Alright, it was him!” Piskachin yells, and grabs a man from the crowd.

This schtick is known as jotear, which might best translate to “queering around,” suggesting a more crass cultural appropriation, but Marcelo says that the point is to tear down the audience’s resistance to gay-coded behavior and normalize it.

Trompo Trompito, Marcelo and Piskachin.
Trompo Trompito, Marcelo and Piskachin. Jonathan Coumes

“Suddenly they think, ‘You’re not taking my machismo away, I’m just playing in your game,’” says Trompo, “And they let you play with them, they think, ‘I’m getting out or getting to do what I can’t with my friends or my family.’”

In the earlier bit, after Piskachin kissed the guapo, a lascivious dance ensued, and Piskachin moved the guy’s hands down to his waist, while the guapo went even further, grabbing Piskachin’s ass and lifting him into the air.

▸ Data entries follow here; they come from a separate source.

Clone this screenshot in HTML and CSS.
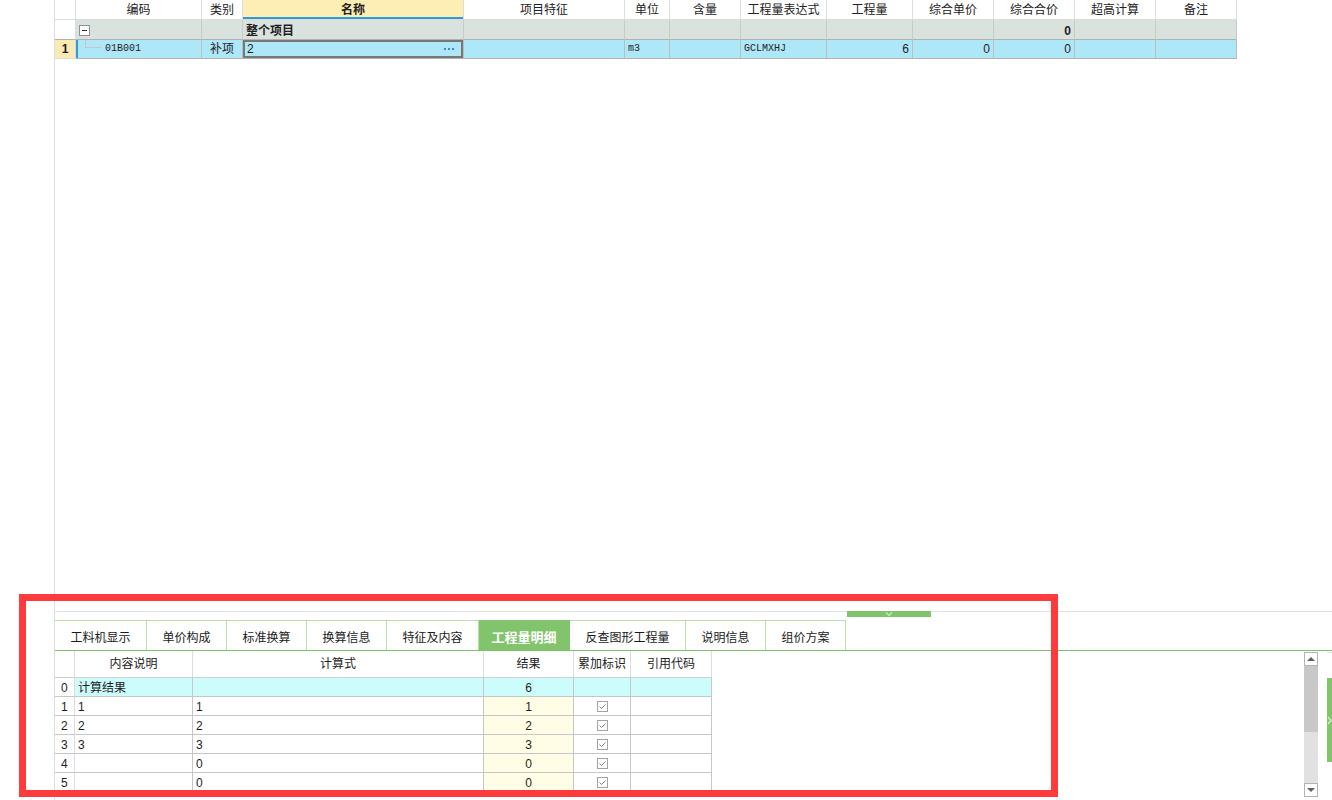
FILE: index.html
```html
<!DOCTYPE html>
<html lang="zh-CN">
<head>
<meta charset="utf-8">
<title>工程量明细</title>
<link rel="stylesheet" href="styles.css">
</head>
<body>
<div class="page">
  <div class="gutter"></div>
  <div class="main">
    <div class="top">
      <table class="grid">
        <colgroup>
          <col class="c-rn"><col class="c-code"><col class="c-type"><col class="c-name"><col class="c-feat"><col class="c-unit"><col class="c-qty"><col class="c-expr"><col class="c-amt"><col class="c-w81"><col class="c-w81"><col class="c-w81"><col class="c-w81">
        </colgroup>
        <thead>
          <tr>
            <th class="rn"></th><th>编码</th><th>类别</th><th class="cur">名称</th><th>项目特征</th><th>单位</th><th>含量</th><th>工程量表达式</th><th>工程量</th><th>综合单价</th><th>综合合价</th><th>超高计算</th><th>备注</th>
          </tr>
        </thead>
        <tbody>
          <tr class="grp">
            <td class="rn"></td>
            <td class="code"><span class="minus"></span></td>
            <td></td>
            <td class="b">整个项目</td>
            <td></td><td></td><td></td><td></td><td></td><td></td>
            <td class="num b">0</td>
            <td></td><td></td>
          </tr>
          <tr class="sel">
            <td class="rn">1</td>
            <td class="code mark"><div class="treecell"><span class="tree"></span><span class="mono">01B001</span></div></td>
            <td class="ctr">补项</td>
            <td class="edit"><div class="editcell"><span>2</span><span class="dots"></span></div></td>
            <td></td>
            <td class="mono">m3</td>
            <td></td>
            <td class="mono">GCLMXHJ</td>
            <td class="num">6</td>
            <td class="num">0</td>
            <td class="num">0</td>
            <td></td><td></td>
          </tr>
        </tbody>
      </table>
    </div>

    <div class="splitter">
      <div class="handle">
        <svg width="8" height="5" viewBox="0 0 8 5"><path d="M1 0.5 L4 3.5 L7 0.5" fill="none" stroke="#c9ebbd" stroke-width="1.2"/></svg>
      </div>
    </div>

    <div class="tabs">
      <div class="tab t92">工料机显示</div>
      <div class="tab t80">单价构成</div>
      <div class="tab t80">标准换算</div>
      <div class="tab t80">换算信息</div>
      <div class="tab t92">特征及内容</div>
      <div class="tab t91 active">工程量明细</div>
      <div class="tab t116">反查图形工程量</div>
      <div class="tab t80">说明信息</div>
      <div class="tab t80">组价方案</div>
    </div>

    <div class="bottom">
      <table class="grid2">
        <colgroup>
          <col class="d-rn"><col class="d-desc"><col class="d-expr"><col class="d-res"><col class="d-acc"><col class="d-ref">
        </colgroup>
        <thead>
          <tr><th></th><th>内容说明</th><th>计算式</th><th>结果</th><th>累加标识</th><th>引用代码</th></tr>
        </thead>
        <tbody>
          <tr class="r0"><td class="rn2">0</td><td>计算结果</td><td></td><td class="ctr">6</td><td></td><td></td></tr>
          <tr><td class="rn2">1</td><td>1</td><td>1</td><td class="res ctr">1</td><td class="ctr"><svg class="chk" width="11" height="11" viewBox="0 0 11 11"><rect x="0.5" y="0.5" width="10" height="10" fill="#fff" stroke="#a3a3a3"/><path d="M2.5 5.5 L4.5 7.5 L8.5 3.5" fill="none" stroke="#808080"/></svg></td><td></td></tr>
          <tr><td class="rn2">2</td><td>2</td><td>2</td><td class="res ctr">2</td><td class="ctr"><svg class="chk" width="11" height="11" viewBox="0 0 11 11"><rect x="0.5" y="0.5" width="10" height="10" fill="#fff" stroke="#a3a3a3"/><path d="M2.5 5.5 L4.5 7.5 L8.5 3.5" fill="none" stroke="#808080"/></svg></td><td></td></tr>
          <tr><td class="rn2">3</td><td>3</td><td>3</td><td class="res ctr">3</td><td class="ctr"><svg class="chk" width="11" height="11" viewBox="0 0 11 11"><rect x="0.5" y="0.5" width="10" height="10" fill="#fff" stroke="#a3a3a3"/><path d="M2.5 5.5 L4.5 7.5 L8.5 3.5" fill="none" stroke="#808080"/></svg></td><td></td></tr>
          <tr><td class="rn2">4</td><td></td><td>0</td><td class="res ctr">0</td><td class="ctr"><svg class="chk" width="11" height="11" viewBox="0 0 11 11"><rect x="0.5" y="0.5" width="10" height="10" fill="#fff" stroke="#a3a3a3"/><path d="M2.5 5.5 L4.5 7.5 L8.5 3.5" fill="none" stroke="#808080"/></svg></td><td></td></tr>
          <tr><td class="rn2">5</td><td></td><td>0</td><td class="res ctr">0</td><td class="ctr"><svg class="chk" width="11" height="11" viewBox="0 0 11 11"><rect x="0.5" y="0.5" width="10" height="10" fill="#fff" stroke="#a3a3a3"/><path d="M2.5 5.5 L4.5 7.5 L8.5 3.5" fill="none" stroke="#808080"/></svg></td><td></td></tr>
        </tbody>
      </table>
      <div class="fill"></div>
      <div class="vscroll">
        <div class="sb-btn"><span class="tri-up"></span></div>
        <div class="sb-thumb"></div>
        <div class="sb-track"></div>
        <div class="sb-btn"><span class="tri-down"></span></div>
      </div>
      <div class="side">
        <div class="side-line"></div>
        <div class="side-bar">
          <svg width="5" height="9" viewBox="0 0 5 9"><path d="M1 1 L4 4.5 L1 8" fill="none" stroke="#d6f0cc" stroke-width="1.2"/></svg>
        </div>
      </div>
    </div>
  </div>
</div>
<div class="annot"></div>
</body>
</html>
```
FILE: styles.css
```css
html, body {
  margin: 0;
  padding: 0;
}
body {
  width: 1332px;
  height: 800px;
  overflow: hidden;
  position: relative;
  background: #fff;
  color: #1e1e1e;
  font-family: "Liberation Sans", "Noto Sans CJK SC", sans-serif;
  font-size: 12px;
}
.page {
  display: flex;
  height: 800px;
}
.gutter {
  width: 54px;
  flex: none;
}
.main {
  flex: 1;
  min-width: 0;
  border-left: 1px solid #dedede;
  display: flex;
  flex-direction: column;
}
.top {
  height: 611px;
  flex: none;
}

/* top grid */
.grid {
  border-collapse: separate;
  border-spacing: 0;
  table-layout: fixed;
  width: 1182px;
}
.c-rn { width: 21px; }
.c-code { width: 126px; }
.c-type { width: 41px; }
.c-name { width: 221px; }
.c-feat { width: 161px; }
.c-unit { width: 45px; }
.c-qty { width: 71px; }
.c-expr { width: 86px; }
.c-amt { width: 86px; }
.c-w81 { width: 81px; }

.grid th, .grid td {
  padding: 0 3px;
  border-right: 1px solid #dcdcdc;
  border-bottom: 1px solid #dcdcdc;
  white-space: nowrap;
  overflow: hidden;
  line-height: 16px;
}
.grid thead tr { height: 20px; }
.grid th {
  font-weight: normal;
  text-align: center;
  background: #fff;
  color: #222;
}
.grid th.cur {
  background: #fdeeb4;
  font-weight: bold;
  box-shadow: inset 0 -2px 0 #2b9ed8;
}
.grid .rn {
  padding: 0;
  text-align: center;
}
.grp { height: 20px; }
.grp td {
  background: #dae2de;
  border-right-color: #c6ccc9;
  border-bottom-color: #b2b2b2;
  padding-top: 2px;
}
.grp td.rn { background: #fff; border-right-color: #dcdcdc; }
.sel { height: 19px; }
.sel td {
  background: #aee7f8;
  border-right-color: #bdbdbd;
  border-bottom-color: #b2b2b2;
}
.sel td.rn {
  background: #fde9b2;
  font-weight: bold;
  border-right-color: #dcdcdc;
  border-bottom-color: #dcdcdc;
}
.grid td.code { padding: 0; }
.grid td.mark { box-shadow: inset 2px 0 0 #2f9cd6; }
.b { font-weight: bold; }
.num { text-align: right; }
.ctr { text-align: center; }
.mono {
  font-family: "Liberation Mono", "DejaVu Sans Mono", monospace;
  font-size: 10px;
}
.minus {
  display: inline-block;
  vertical-align: middle;
  margin-left: 3px;
  width: 11px;
  height: 11px;
  box-sizing: border-box;
  border: 1px solid #8f8f8f;
  background: #fff linear-gradient(#333, #333) no-repeat center / 5px 1px;
}
.treecell {
  display: flex;
  align-items: flex-start;
  height: 18px;
}
.tree {
  flex: none;
  width: 16px;
  height: 8px;
  margin-left: 9px;
  border-left: 1px solid #c6c6c6;
  border-bottom: 1px solid #c6c6c6;
  box-sizing: border-box;
}
.treecell .mono {
  margin-left: 4px;
  line-height: 18px;
}
.grid td.edit {
  box-shadow: inset 0 0 0 2px #777;
  padding: 0 0 0 4px;
}
.editcell {
  display: flex;
  align-items: center;
  justify-content: space-between;
  height: 18px;
}
.dots {
  width: 2px;
  height: 2px;
  margin-right: 17px;
  background: #3a8bd6;
  box-shadow: 4px 0 0 #3a8bd6, 8px 0 0 #3a8bd6;
}

/* splitter */
.splitter {
  flex: none;
  height: 8px;
  border-top: 1px solid #e0e0e0;
}
.handle {
  margin-top: -1px;
  margin-left: 792px;
  width: 84px;
  height: 6px;
  background: #82c46c;
  display: flex;
  justify-content: center;
}
.handle svg { display: block; margin-top: 1px; }

/* tabs */
.tabs {
  flex: none;
  display: flex;
  height: 31px;
  box-sizing: border-box;
  border-bottom: 1px solid #7cc46a;
}
.tab {
  flex: none;
  box-sizing: border-box;
  height: 30px;
  border-top: 1px solid #b6e4a3;
  border-right: 1px solid #b6e4a3;
  display: flex;
  align-items: center;
  justify-content: center;
  font-size: 12px;
  color: #1a1a1a;
  padding-top: 1px;
}
.t80 { width: 80px; }
.t91 { width: 91px; }
.t92 { width: 92px; }
.t116 { width: 116px; }
.tab.active {
  background: #82c46c;
  border-color: #82c46c;
  color: #fff;
  font-weight: bold;
  font-size: 13px;
}

/* bottom grid */
.bottom {
  flex: 1;
  min-height: 0;
  overflow: hidden;
  display: flex;
  align-items: flex-start;
}
.grid2 {
  flex: none;
  border-collapse: separate;
  border-spacing: 0;
  table-layout: fixed;
  width: 657px;
}
.d-rn { width: 20px; }
.d-desc { width: 118px; }
.d-expr { width: 291px; }
.d-res { width: 90px; }
.d-acc { width: 57px; }
.d-ref { width: 81px; }
.grid2 th, .grid2 td {
  padding: 0 3px;
  white-space: nowrap;
  overflow: hidden;
  line-height: 16px;
  border-right: 1px solid #c6c6c6;
  border-bottom: 1px solid #c6c6c6;
}
.grid2 thead tr { height: 27px; }
.grid2 th {
  font-weight: normal;
  text-align: center;
  color: #222;
  border-right-color: #dcdcdc;
  border-bottom-color: #cfcfcf;
}
.grid2 tbody tr { height: 19px; }
.grid2 td { padding-top: 1px; }
.grid2 td.rn2 {
  padding-left: 6px;
  border-right-color: #dcdcdc;
}
.r0 td { background: #ccfcfc; }
.r0 td.rn2 { background: #fff; }
.res { background: #fffde6; }
.chk { display: block; margin: 0 auto; }

.fill { flex: 1; }
.vscroll {
  flex: none;
  width: 14px;
  height: 145px;
  margin-top: 1px;
  display: flex;
  flex-direction: column;
}
.sb-btn {
  flex: none;
  height: 14px;
  box-sizing: border-box;
  border: 1px solid #b4b4b4;
  background: #fff;
  display: flex;
  align-items: center;
  justify-content: center;
}
.tri-up {
  width: 0;
  height: 0;
  border-left: 4px solid transparent;
  border-right: 4px solid transparent;
  border-bottom: 4px solid #5f5f6a;
}
.tri-down {
  width: 0;
  height: 0;
  border-left: 4px solid transparent;
  border-right: 4px solid transparent;
  border-top: 4px solid #5f5f6a;
}
.sb-thumb {
  flex: none;
  height: 66px;
  background: #c8c8c8;
}
.sb-track {
  flex: 1;
  background: #e1e1e1;
}
.side {
  flex: none;
  width: 5px;
  margin-left: 9px;
}
.side-line {
  height: 1px;
  margin-top: 1px;
  background: #e0e0e0;
}
.side-bar {
  margin-top: 25px;
  height: 84px;
  background: #82c46c;
  display: flex;
  align-items: center;
}
.side-bar svg { display: block; }

/* annotation overlay */
.annot {
  position: absolute;
  left: 19px;
  top: 594px;
  width: 1039px;
  height: 203px;
  box-sizing: border-box;
  border: 7px solid #fd3a3c;
}
```
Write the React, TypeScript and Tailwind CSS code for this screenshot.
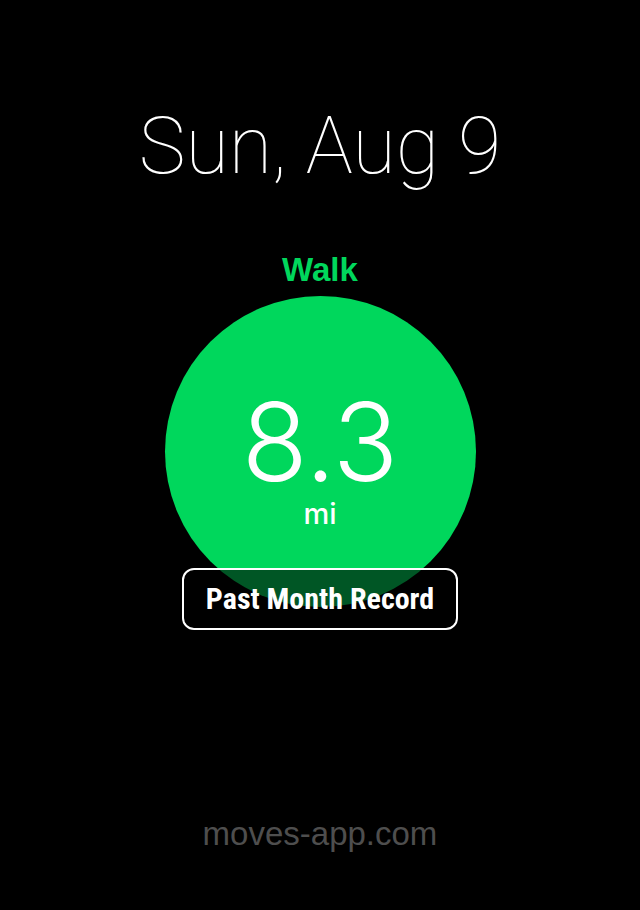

Towards the end of the routine, Piskachin had the men take hold of his ankles and lift him up, flopping his dress over the guapo’s head and thrusting towards him once he was in the air. Piskachin wobbled around until they had to let him go and he fell into a somersault, his dress flying over his head. As embarrassed as they would be at dropping a real quinceañera, the men all offered him a hand. He had them take a bow and they did, red-faced, smiling and giddy.

“We’re public figures,” Piskachin says, “And what we do has repercussions in society. I say, ‘Come on, come and play with me, have fun. I’m the ridiculous one.’ And like that, they participate.”